There are also state law causes of action, which may provide the Floyd family monetary relief. Most states have enacted laws to shield themselves from liability for knowingly wrongful acts by their employees. These legal shields are called “the Tort Claims Act” which also make it tough to use state courts to go after bad officers. There are exceptions that knowledgeable counsel can help a victim navigate.
There are things that you can do to help improve the situation of police use of force. Lobby your state and federal representatives for expanded rights of victims of police brutality to receive financial compensation. Qualified immunity is a judicially created doctrine that Congress could abolish. The elimination of qualified immunity would force police departments that harbor bad officers to make changes. You should contact your member of the U.S. House and Senators, urging the passage of a repeal of qualified immunity. Another change would be to make the officer discipline process more transparent and to use non-department persons to act as an oversight.
The continued expansion of availability and the use of body cameras will also expand accountability.
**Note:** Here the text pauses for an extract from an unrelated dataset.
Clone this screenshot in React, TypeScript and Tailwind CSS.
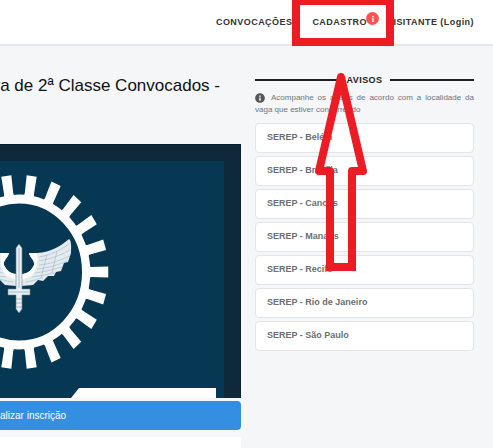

You should also contact your state legislators to make sure these legal defenses found in the Tort Claims Act have exceptions so that these statutes are not used to protect officers that go too far.
Finally, to quote abolitionist and civil rights icon Fredrick Douglas: “Agitate! Agitate! Agitate!” Continue to make your voice and opinions heard in public and online. Peaceful protest will bring about the result and change our country desperately needs.